ORDER (Sections 37 and 127(1))


    WHEREAS by Notice of Hearing dated March 27, 2013, the Ontario Securities Commission (the “Commission”) announced that it proposed to hold a hearing, commencing on April 17, 2013, pursuant to sections 37, 127, and 127.1 of the Securities Act, R.S.O. 1990, c. S.5, as amended (the “Act”), to consider whether it is in the public interest to make orders, as specified therein, against Global Consulting and Financial Services (“Global Consulting”), Global Capital Group, Crown Capital Management, Michael Chomica, Jan Chomica and Lorne Banks.

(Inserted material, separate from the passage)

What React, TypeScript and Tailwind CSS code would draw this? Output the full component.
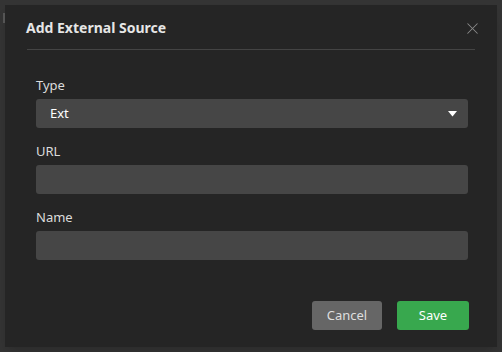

The Notice of Hearing was issued in connection with the allegations as set out in the Statement of Allegations of Staff of the Commission (“Staff’) dated March 27, 2013;

    AND WHEREAS Global Consulting and Jan Chomica (the “Respondents”) entered into a settlement agreement with Staff dated _________, 2013 (the "Settlement Agreement") in which the Respondents agreed to a proposed settlement of the proceeding commenced by the Notice of Hearing dated March 27, 2013, subject to the approval of the Commission;

    WHEREAS on _______, 2013, the Commission issued a Notice of Hearing pursuant to sections 37 and 127 of the Act to announce that it proposed to hold a hearing to consider whether it is in the public interest to approve the Settlement Agreement;

    AND UPON reviewing the Settlement Agreement, the Notice of Hearing, and the Statements of Allegations of Staff, and upon hearing submissions from the Respondents and from Staff;

    AND WHEREAS the Commission is of the opinion that it is in the public interest to make this order;

    IT IS HEREBY ORDERED THAT:

    (a)     the Settlement Agreement is approved;

    (b)     pursuant to clause 2 of subsection 127(1) of the Act, trading in any securities by the Respondents cease permanently from the date of the approval of the Settlement Agreement, with the exception that Jan Chomica shall be permitted to trade for her own account, solely through a registered dealer or, as appropriate, a registered dealer in a foreign jurisdiction (which dealer must be given a copy of this Order) in (a) any "exchange-traded security" or "foreign exchange-traded security" within the meaning of National Instrument 21-101 provided that she does not own beneficially or exercise control or direction over more than 5 percent of the voting or equity securities of the issuer(s) of any such securities; or (b) any security issued by a mutual fund that is a reporting issuer;

    (c)     pursuant to clause 2.1 of subsection 127(1) of the Act, the acquisition of any securities by the Respondents is prohibited permanently from the date of the approval of the Settlement Agreement, with the exception that Jan Chomica shall be permitted to trade for her own account, solely through a registered dealer or, as appropriate, a registered dealer in a foreign jurisdiction (which dealer must be given a copy of this Order) in (a) any "exchange-traded security" or "foreign exchange-traded security" within the meaning of National Instrument 21-101 provided that she does not own beneficially or exercise control or direction over more than 5 percent of the voting or equity securities of the issuer(s) of any such securities; or (b) any security issued by a mutual fund that is a reporting issuer;

    (d)     pursuant to clause 3 of subsection 127(1) of the Act, any exemptions contained in Ontario securities law do not apply to the Respondents permanently from the date of the approval of the Settlement Agreement;

    (e)     pursuant to clause 6 of subsection 127(1) of the Act, Jan Chomica is reprimanded;

    (f)     pursuant to clauses 8, 8.2, and 8.4 of subsection 127(1) of the Act, Jan Chomica is prohibited permanently from the date of the approval of the Settlement Agreement from becoming or acting as a director or officer of any issuer, registrant, or investment fund manager;

    (g)     pursuant to clause 8.5 of subsection 127(1) of the Act, Jan Chomica is prohibited permanently from the date of the approval of the Settlement Agreement from becoming or acting as a registrant, as an investment fund manager or as a promoter; and

    (h)     pursuant to subsection 37(1) of the Act, Jan Chomica is prohibited permanently, from the date of the approval of the Settlement Agreement, from telephoning from within Ontario to any residence within or outside Ontario for the purpose of trading in any security or any class of securities.

    DATED at Toronto this    day of     , 2013.